Recorded data:
__________

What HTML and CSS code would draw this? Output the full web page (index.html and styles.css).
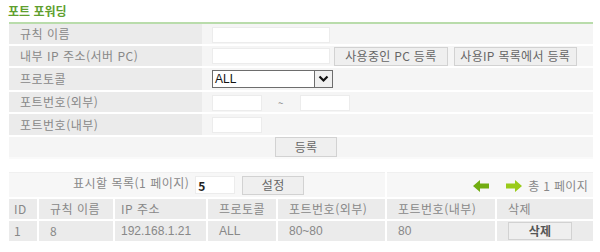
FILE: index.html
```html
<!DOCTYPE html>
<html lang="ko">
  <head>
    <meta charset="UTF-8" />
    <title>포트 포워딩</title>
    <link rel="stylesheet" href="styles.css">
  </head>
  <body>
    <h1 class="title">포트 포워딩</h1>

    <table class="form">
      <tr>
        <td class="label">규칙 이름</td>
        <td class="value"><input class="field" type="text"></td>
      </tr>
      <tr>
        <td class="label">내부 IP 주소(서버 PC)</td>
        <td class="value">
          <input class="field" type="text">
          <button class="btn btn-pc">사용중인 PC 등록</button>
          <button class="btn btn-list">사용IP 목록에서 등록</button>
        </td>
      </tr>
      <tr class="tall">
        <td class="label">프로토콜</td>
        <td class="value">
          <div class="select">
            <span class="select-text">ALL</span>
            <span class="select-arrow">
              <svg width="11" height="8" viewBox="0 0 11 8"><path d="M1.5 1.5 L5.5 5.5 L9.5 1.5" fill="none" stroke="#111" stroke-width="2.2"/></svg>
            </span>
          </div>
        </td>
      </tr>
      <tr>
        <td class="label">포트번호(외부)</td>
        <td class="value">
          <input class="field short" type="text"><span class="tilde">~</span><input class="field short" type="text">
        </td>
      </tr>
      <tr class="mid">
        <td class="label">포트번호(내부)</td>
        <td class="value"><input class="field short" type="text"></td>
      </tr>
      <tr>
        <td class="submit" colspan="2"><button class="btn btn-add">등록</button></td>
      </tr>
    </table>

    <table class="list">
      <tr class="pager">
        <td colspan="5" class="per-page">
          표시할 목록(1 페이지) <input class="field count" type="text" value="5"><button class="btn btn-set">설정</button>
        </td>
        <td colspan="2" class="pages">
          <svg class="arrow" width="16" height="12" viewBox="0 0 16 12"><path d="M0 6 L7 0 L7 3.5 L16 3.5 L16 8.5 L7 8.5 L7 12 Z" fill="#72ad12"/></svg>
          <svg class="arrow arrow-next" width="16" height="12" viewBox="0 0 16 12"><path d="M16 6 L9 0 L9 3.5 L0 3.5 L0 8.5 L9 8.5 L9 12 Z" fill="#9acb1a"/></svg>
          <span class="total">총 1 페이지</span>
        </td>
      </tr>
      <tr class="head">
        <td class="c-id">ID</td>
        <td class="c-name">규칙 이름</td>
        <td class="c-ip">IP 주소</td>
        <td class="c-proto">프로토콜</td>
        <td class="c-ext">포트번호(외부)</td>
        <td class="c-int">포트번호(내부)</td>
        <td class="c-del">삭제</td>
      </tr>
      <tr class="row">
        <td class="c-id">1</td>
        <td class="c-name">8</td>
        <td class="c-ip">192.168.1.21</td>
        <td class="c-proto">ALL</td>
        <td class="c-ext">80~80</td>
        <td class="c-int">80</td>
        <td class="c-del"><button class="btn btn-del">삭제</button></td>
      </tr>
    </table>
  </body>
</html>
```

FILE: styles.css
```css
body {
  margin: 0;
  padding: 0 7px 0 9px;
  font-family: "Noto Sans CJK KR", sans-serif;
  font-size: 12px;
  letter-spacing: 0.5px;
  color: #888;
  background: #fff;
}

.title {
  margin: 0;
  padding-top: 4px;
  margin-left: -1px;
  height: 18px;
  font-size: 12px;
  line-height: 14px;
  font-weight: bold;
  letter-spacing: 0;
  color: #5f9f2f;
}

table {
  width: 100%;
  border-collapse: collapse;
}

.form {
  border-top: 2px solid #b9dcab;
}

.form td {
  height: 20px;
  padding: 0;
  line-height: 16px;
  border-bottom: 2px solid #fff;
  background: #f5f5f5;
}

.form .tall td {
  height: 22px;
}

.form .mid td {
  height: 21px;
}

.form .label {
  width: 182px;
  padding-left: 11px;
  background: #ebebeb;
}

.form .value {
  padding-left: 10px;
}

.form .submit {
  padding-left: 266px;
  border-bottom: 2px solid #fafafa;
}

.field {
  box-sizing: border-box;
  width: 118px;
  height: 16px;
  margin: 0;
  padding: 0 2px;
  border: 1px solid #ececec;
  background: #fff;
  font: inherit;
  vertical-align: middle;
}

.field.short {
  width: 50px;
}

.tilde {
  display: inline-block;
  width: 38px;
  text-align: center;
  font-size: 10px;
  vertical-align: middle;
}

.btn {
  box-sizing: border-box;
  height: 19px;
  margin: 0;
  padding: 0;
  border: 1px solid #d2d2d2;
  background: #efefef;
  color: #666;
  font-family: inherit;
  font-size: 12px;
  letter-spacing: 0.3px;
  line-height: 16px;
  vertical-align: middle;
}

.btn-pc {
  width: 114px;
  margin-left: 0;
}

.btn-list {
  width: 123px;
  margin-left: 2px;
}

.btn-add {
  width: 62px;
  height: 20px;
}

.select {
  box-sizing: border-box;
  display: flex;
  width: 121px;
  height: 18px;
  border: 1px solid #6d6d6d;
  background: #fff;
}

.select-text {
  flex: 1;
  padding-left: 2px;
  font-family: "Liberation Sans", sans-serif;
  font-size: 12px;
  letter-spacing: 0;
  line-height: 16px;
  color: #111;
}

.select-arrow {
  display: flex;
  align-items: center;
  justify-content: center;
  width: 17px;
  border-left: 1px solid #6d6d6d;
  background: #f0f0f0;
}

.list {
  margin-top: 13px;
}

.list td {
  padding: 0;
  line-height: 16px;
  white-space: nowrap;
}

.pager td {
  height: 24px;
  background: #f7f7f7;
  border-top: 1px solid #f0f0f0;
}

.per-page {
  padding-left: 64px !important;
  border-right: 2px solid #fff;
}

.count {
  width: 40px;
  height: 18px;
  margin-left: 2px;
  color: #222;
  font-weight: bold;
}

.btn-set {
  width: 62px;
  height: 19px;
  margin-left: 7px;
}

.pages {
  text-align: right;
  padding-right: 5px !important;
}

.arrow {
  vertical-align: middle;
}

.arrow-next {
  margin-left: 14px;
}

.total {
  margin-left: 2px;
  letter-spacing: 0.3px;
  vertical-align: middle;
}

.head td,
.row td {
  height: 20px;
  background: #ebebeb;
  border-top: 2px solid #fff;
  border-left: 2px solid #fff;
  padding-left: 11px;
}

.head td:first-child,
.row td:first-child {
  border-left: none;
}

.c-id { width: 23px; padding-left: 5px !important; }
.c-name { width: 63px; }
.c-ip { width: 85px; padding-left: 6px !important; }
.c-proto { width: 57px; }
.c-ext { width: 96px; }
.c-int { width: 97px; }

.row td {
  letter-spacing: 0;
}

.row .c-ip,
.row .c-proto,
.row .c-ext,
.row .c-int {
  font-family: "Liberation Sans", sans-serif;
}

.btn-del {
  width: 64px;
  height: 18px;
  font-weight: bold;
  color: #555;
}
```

__________

What to produce:
Repeat the data exactly in full, omitting its pictures.

Answer:
What HTML and CSS code would draw this? Output the full web page (index.html and styles.css).
FILE: index.html
```html
<!DOCTYPE html>
<html lang="ko">
  <head>
    <meta charset="UTF-8" />
    <title>포트 포워딩</title>
    <link rel="stylesheet" href="styles.css">
  </head>
  <body>
    <h1 class="title">포트 포워딩</h1>

    <table class="form">
      <tr>
        <td class="label">규칙 이름</td>
        <td class="value"><input class="field" type="text"></td>
      </tr>
      <tr>
        <td class="label">내부 IP 주소(서버 PC)</td>
        <td class="value">
          <input class="field" type="text">
          <button class="btn btn-pc">사용중인 PC 등록</button>
          <button class="btn btn-list">사용IP 목록에서 등록</button>
        </td>
      </tr>
      <tr class="tall">
        <td class="label">프로토콜</td>
        <td class="value">
          <div class="select">
            <span class="select-text">ALL</span>
            <span class="select-arrow">
              <svg width="11" height="8" viewBox="0 0 11 8"><path d="M1.5 1.5 L5.5 5.5 L9.5 1.5" fill="none" stroke="#111" stroke-width="2.2"/></svg>
            </span>
          </div>
        </td>
      </tr>
      <tr>
        <td class="label">포트번호(외부)</td>
        <td class="value">
          <input class="field short" type="text"><span class="tilde">~</span><input class="field short" type="text">
        </td>
      </tr>
      <tr class="mid">
        <td class="label">포트번호(내부)</td>
        <td class="value"><input class="field short" type="text"></td>
      </tr>
      <tr>
        <td class="submit" colspan="2"><button class="btn btn-add">등록</button></td>
      </tr>
    </table>

    <table class="list">
      <tr class="pager">
        <td colspan="5" class="per-page">
          표시할 목록(1 페이지) <input class="field count" type="text" value="5"><button class="btn btn-set">설정</button>
        </td>
        <td colspan="2" class="pages">
          <svg class="arrow" width="16" height="12" viewBox="0 0 16 12"><path d="M0 6 L7 0 L7 3.5 L16 3.5 L16 8.5 L7 8.5 L7 12 Z" fill="#72ad12"/></svg>
          <svg class="arrow arrow-next" width="16" height="12" viewBox="0 0 16 12"><path d="M16 6 L9 0 L9 3.5 L0 3.5 L0 8.5 L9 8.5 L9 12 Z" fill="#9acb1a"/></svg>
          <span class="total">총 1 페이지</span>
        </td>
      </tr>
      <tr class="head">
        <td class="c-id">ID</td>
        <td class="c-name">규칙 이름</td>
        <td class="c-ip">IP 주소</td>
        <td class="c-proto">프로토콜</td>
        <td class="c-ext">포트번호(외부)</td>
        <td class="c-int">포트번호(내부)</td>
        <td class="c-del">삭제</td>
      </tr>
      <tr class="row">
        <td class="c-id">1</td>
        <td class="c-name">8</td>
        <td class="c-ip">192.168.1.21</td>
        <td class="c-proto">ALL</td>
        <td class="c-ext">80~80</td>
        <td class="c-int">80</td>
        <td class="c-del"><button class="btn btn-del">삭제</button></td>
      </tr>
    </table>
  </body>
</html>
```

FILE: styles.css
```css
body {
  margin: 0;
  padding: 0 7px 0 9px;
  font-family: "Noto Sans CJK KR", sans-serif;
  font-size: 12px;
  letter-spacing: 0.5px;
  color: #888;
  background: #fff;
}

.title {
  margin: 0;
  padding-top: 4px;
  margin-left: -1px;
  height: 18px;
  font-size: 12px;
  line-height: 14px;
  font-weight: bold;
  letter-spacing: 0;
  color: #5f9f2f;
}

table {
  width: 100%;
  border-collapse: collapse;
}

.form {
  border-top: 2px solid #b9dcab;
}

.form td {
  height: 20px;
  padding: 0;
  line-height: 16px;
  border-bottom: 2px solid #fff;
  background: #f5f5f5;
}

.form .tall td {
  height: 22px;
}

.form .mid td {
  height: 21px;
}

.form .label {
  width: 182px;
  padding-left: 11px;
  background: #ebebeb;
}

.form .value {
  padding-left: 10px;
}

.form .submit {
  padding-left: 266px;
  border-bottom: 2px solid #fafafa;
}

.field {
  box-sizing: border-box;
  width: 118px;
  height: 16px;
  margin: 0;
  padding: 0 2px;
  border: 1px solid #ececec;
  background: #fff;
  font: inherit;
  vertical-align: middle;
}

.field.short {
  width: 50px;
}

.tilde {
  display: inline-block;
  width: 38px;
  text-align: center;
  font-size: 10px;
  vertical-align: middle;
}

.btn {
  box-sizing: border-box;
  height: 19px;
  margin: 0;
  padding: 0;
  border: 1px solid #d2d2d2;
  background: #efefef;
  color: #666;
  font-family: inherit;
  font-size: 12px;
  letter-spacing: 0.3px;
  line-height: 16px;
  vertical-align: middle;
}

.btn-pc {
  width: 114px;
  margin-left: 0;
}

.btn-list {
  width: 123px;
  margin-left: 2px;
}

.btn-add {
  width: 62px;
  height: 20px;
}

.select {
  box-sizing: border-box;
  display: flex;
  width: 121px;
  height: 18px;
  border: 1px solid #6d6d6d;
  background: #fff;
}

.select-text {
  flex: 1;
  padding-left: 2px;
  font-family: "Liberation Sans", sans-serif;
  font-size: 12px;
  letter-spacing: 0;
  line-height: 16px;
  color: #111;
}

.select-arrow {
  display: flex;
  align-items: center;
  justify-content: center;
  width: 17px;
  border-left: 1px solid #6d6d6d;
  background: #f0f0f0;
}

.list {
  margin-top: 13px;
}

.list td {
  padding: 0;
  line-height: 16px;
  white-space: nowrap;
}

.pager td {
  height: 24px;
  background: #f7f7f7;
  border-top: 1px solid #f0f0f0;
}

.per-page {
  padding-left: 64px !important;
  border-right: 2px solid #fff;
}

.count {
  width: 40px;
  height: 18px;
  margin-left: 2px;
  color: #222;
  font-weight: bold;
}

.btn-set {
  width: 62px;
  height: 19px;
  margin-left: 7px;
}

.pages {
  text-align: right;
  padding-right: 5px !important;
}

.arrow {
  vertical-align: middle;
}

.arrow-next {
  margin-left: 14px;
}

.total {
  margin-left: 2px;
  letter-spacing: 0.3px;
  vertical-align: middle;
}

.head td,
.row td {
  height: 20px;
  background: #ebebeb;
  border-top: 2px solid #fff;
  border-left: 2px solid #fff;
  padding-left: 11px;
}

.head td:first-child,
.row td:first-child {
  border-left: none;
}

.c-id { width: 23px; padding-left: 5px !important; }
.c-name { width: 63px; }
.c-ip { width: 85px; padding-left: 6px !important; }
.c-proto { width: 57px; }
.c-ext { width: 96px; }
.c-int { width: 97px; }

.row td {
  letter-spacing: 0;
}

.row .c-ip,
.row .c-proto,
.row .c-ext,
.row .c-int {
  font-family: "Liberation Sans", sans-serif;
}

.btn-del {
  width: 64px;
  height: 18px;
  font-weight: bold;
  color: #555;
}
```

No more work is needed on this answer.